It really is better to give than receive.  Now having said that, I would like to introduce you to my idea of a meaningful birthday celebration. I call them Reverse-Giving Birthday parties.

 

A Reverse-Giving Birthday party (R.G.B.P.), is simply to place the guests before the gifts! At an R.G.B.P. the child and parents make the invitations, decorations, hats, cakes, and favors for the guests. The family also makes or purchase small, inexpensive gifts for the guests. The child wraps the gifts, decorates the room, and makes preparations with his guests in mind. The birthday child hands out gifts to each guest and thanks them for celebrating this day with him. After everyone sings, “Happy Birthday” to him he passes cake slices to his guests before he receives a slice for himself. Before everyone leaves the party the birthday child gets everyone’s attention and thanks them for sharing his special day! Soon after the party he makes “Thank You” cards and sign his name and mails them right away.

 

Other details such as games are entirely up to you and the birthday child. I personally think games are an important element of the birthday celebration!

Our family will celebrate the "big" numbers such as 5, 10, 13, 16, and 18. You may ask, "What about the big 1st birthday party?!". In my opinion, the precious first birthday should be with the family. The big, lavish birthday bashes for a one year old are mostly for the parents. The child is too young to enjoy the party or to even remember it.

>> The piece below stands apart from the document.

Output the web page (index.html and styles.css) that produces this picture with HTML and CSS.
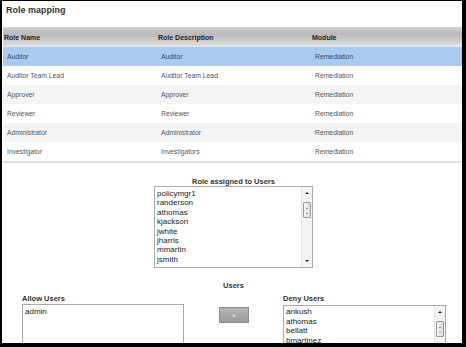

Our oldest son’s fifth birthday is now two year past, where has time gone? Here is the invitation insert:

Skylor's birthday party is a reverse-giving party!
He will give gifts to you! You are in no way obligated to bring a gift
for him, however, if you must, please bring a hand-made, homemade
gift! He loves airplanes so, a paper airplane made by your hands will
thrill him to pieces!
We hope to see you at the party. It is going to be a lot of fun!
Ma Harden

 

The celebration was a success! He was thrilled to give his friends presents he made, bought and wrapped himself. The presents he received with sheer joy were paper airplanes, a huge cardboard/duct tape airplane and some hand-made foam airplanes. They lasted as long if not longer than store-bought toys and they meant more to him because they were hand-made.

 

 Adults tend to celebrate the yearly anniversary of our birth on the “mile markers”, if ever. Yet during our children’s early years we lavish them with give-me-fests every single year. We chose the theme, colors, buy the decorations, order the cake, make the gift bags, hire entertainment and then .. the guest list. How many people can we invite and who will bring the best gifts?

 

After traipsing all over town with my little ones in tow to find that unique gift-fest offering, spending more than I budgeted, wrapping it and making a cool birthday greeting we are usually the recipients of ill-manners. Not a murmur of a thank you and certainly not a thank you card to show their appreciation for the time, money and effort spent on our part of the gift-a-bration.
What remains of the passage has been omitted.